§ Given instruction
Can you write out all the lines word for word, with no pictures?

-- start --

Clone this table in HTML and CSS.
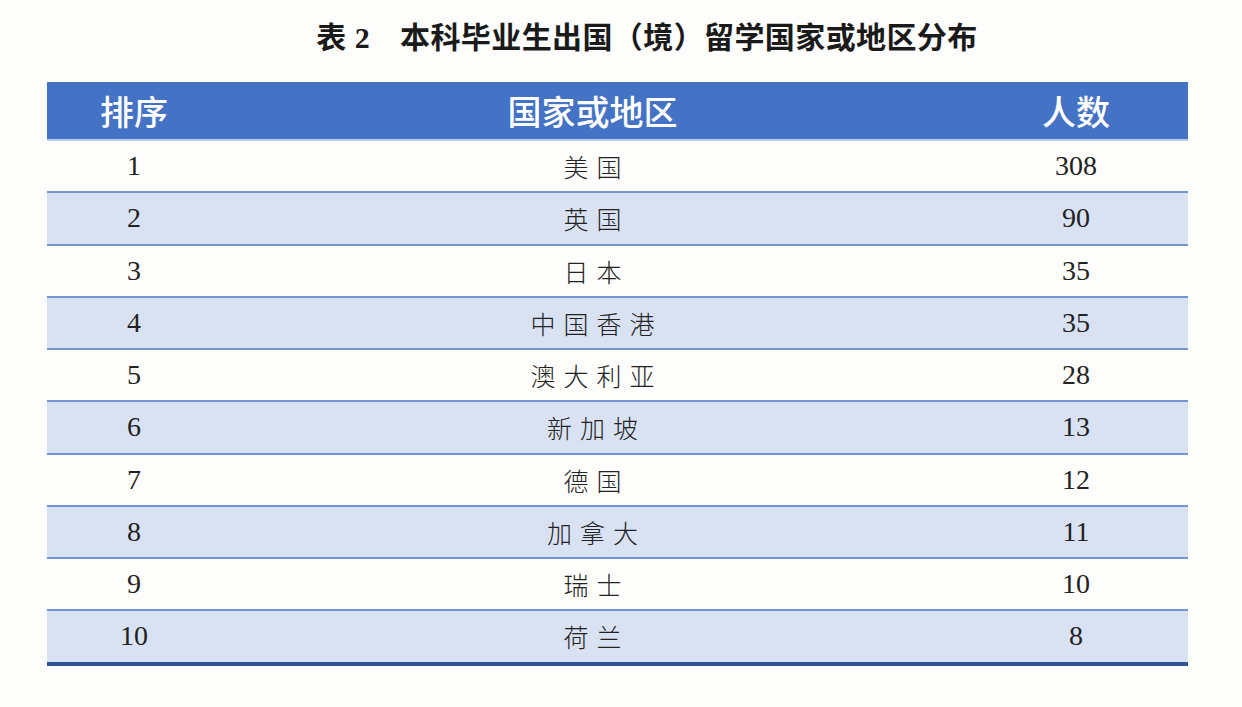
FILE: index.html
```html
<!DOCTYPE html>
<html lang="zh">
<head>
<meta charset="utf-8">
<link rel="stylesheet" href="styles.css">
</head>
<body>
<div class="page">
  <h1 class="title"><span class="tno">表 2</span><span>本科毕业生出国（境）留学国家或地区分布</span></h1>
  <table class="tbl">
    <colgroup><col class="c1"><col class="c2"><col class="c3"></colgroup>
    <thead>
      <tr><th class="th1">排序</th><th>国家或地区</th><th>人数</th></tr>
    </thead>
    <tbody>
      <tr><td>1</td><td class="cn">美国</td><td>308</td></tr>
      <tr class="alt"><td>2</td><td class="cn">英国</td><td>90</td></tr>
      <tr><td>3</td><td class="cn">日本</td><td>35</td></tr>
      <tr class="alt"><td>4</td><td class="cn">中国香港</td><td>35</td></tr>
      <tr><td>5</td><td class="cn">澳大利亚</td><td>28</td></tr>
      <tr class="alt"><td>6</td><td class="cn">新加坡</td><td>13</td></tr>
      <tr><td>7</td><td class="cn">德国</td><td>12</td></tr>
      <tr class="alt"><td>8</td><td class="cn">加拿大</td><td>11</td></tr>
      <tr><td>9</td><td class="cn">瑞士</td><td>10</td></tr>
      <tr class="alt last"><td>10</td><td class="cn">荷兰</td><td>8</td></tr>
    </tbody>
  </table>
</div>
</body>
</html>
```
FILE: styles.css
```css
html, body { margin: 0; padding: 0; background: #fdfdfb; }
.page {
  width: 1242px;
  height: 707px;
  padding-top: 18px;
  box-sizing: border-box;
}
.title {
  margin: 0;
  height: 64px;
  text-align: center;
  font-family: "Liberation Serif", "Noto Sans CJK SC", serif;
  font-weight: 700;
  font-size: 30px;
  line-height: 40px;
  letter-spacing: 0.4px;
  color: #1a1a1a;
  padding-left: 52px;
}
.tno { margin-right: 30px; }
.tbl {
  margin-left: 47px;
  width: 1141px;
  border-collapse: collapse;
  table-layout: fixed;
  font-family: "Liberation Serif", "Noto Sans CJK SC", serif;
  color: #222;
}
.c1 { width: 174px; }
.c3 { width: 224px; }
.tbl th {
  background: #4472c4;
  color: #fff;
  height: 57px;
  padding: 0;
  font-family: "Noto Sans CJK SC", sans-serif;
  font-weight: 500;
  font-size: 34px;
  text-align: center;
  border-bottom: 2px solid #b8c9e8;
}
.tbl td {
  height: 50.25px;
  padding: 0;
  text-align: center;
  font-size: 28px;
  border-bottom: 2px solid #7396d2;
}
.tbl td.cn {
  font-size: 25px;
  letter-spacing: 8px;
  text-indent: 8px;
  font-weight: 300;
}
.tbl tr.alt td { background: #d9e2f3; }
.tbl tr.last td { border-bottom: 4px solid #2f5496; }
```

-- end --

§ Response for this exercise
Clone this table in HTML and CSS.
FILE: index.html
```html
<!DOCTYPE html>
<html lang="zh">
<head>
<meta charset="utf-8">
<link rel="stylesheet" href="styles.css">
</head>
<body>
<div class="page">
  <h1 class="title"><span class="tno">表 2</span><span>本科毕业生出国（境）留学国家或地区分布</span></h1>
  <table class="tbl">
    <colgroup><col class="c1"><col class="c2"><col class="c3"></colgroup>
    <thead>
      <tr><th class="th1">排序</th><th>国家或地区</th><th>人数</th></tr>
    </thead>
    <tbody>
      <tr><td>1</td><td class="cn">美国</td><td>308</td></tr>
      <tr class="alt"><td>2</td><td class="cn">英国</td><td>90</td></tr>
      <tr><td>3</td><td class="cn">日本</td><td>35</td></tr>
      <tr class="alt"><td>4</td><td class="cn">中国香港</td><td>35</td></tr>
      <tr><td>5</td><td class="cn">澳大利亚</td><td>28</td></tr>
      <tr class="alt"><td>6</td><td class="cn">新加坡</td><td>13</td></tr>
      <tr><td>7</td><td class="cn">德国</td><td>12</td></tr>
      <tr class="alt"><td>8</td><td class="cn">加拿大</td><td>11</td></tr>
      <tr><td>9</td><td class="cn">瑞士</td><td>10</td></tr>
      <tr class="alt last"><td>10</td><td class="cn">荷兰</td><td>8</td></tr>
    </tbody>
  </table>
</div>
</body>
</html>
```
FILE: styles.css
```css
html, body { margin: 0; padding: 0; background: #fdfdfb; }
.page {
  width: 1242px;
  height: 707px;
  padding-top: 18px;
  box-sizing: border-box;
}
.title {
  margin: 0;
  height: 64px;
  text-align: center;
  font-family: "Liberation Serif", "Noto Sans CJK SC", serif;
  font-weight: 700;
  font-size: 30px;
  line-height: 40px;
  letter-spacing: 0.4px;
  color: #1a1a1a;
  padding-left: 52px;
}
.tno { margin-right: 30px; }
.tbl {
  margin-left: 47px;
  width: 1141px;
  border-collapse: collapse;
  table-layout: fixed;
  font-family: "Liberation Serif", "Noto Sans CJK SC", serif;
  color: #222;
}
.c1 { width: 174px; }
.c3 { width: 224px; }
.tbl th {
  background: #4472c4;
  color: #fff;
  height: 57px;
  padding: 0;
  font-family: "Noto Sans CJK SC", sans-serif;
  font-weight: 500;
  font-size: 34px;
  text-align: center;
  border-bottom: 2px solid #b8c9e8;
}
.tbl td {
  height: 50.25px;
  padding: 0;
  text-align: center;
  font-size: 28px;
  border-bottom: 2px solid #7396d2;
}
.tbl td.cn {
  font-size: 25px;
  letter-spacing: 8px;
  text-indent: 8px;
  font-weight: 300;
}
.tbl tr.alt td { background: #d9e2f3; }
.tbl tr.last td { border-bottom: 4px solid #2f5496; }
```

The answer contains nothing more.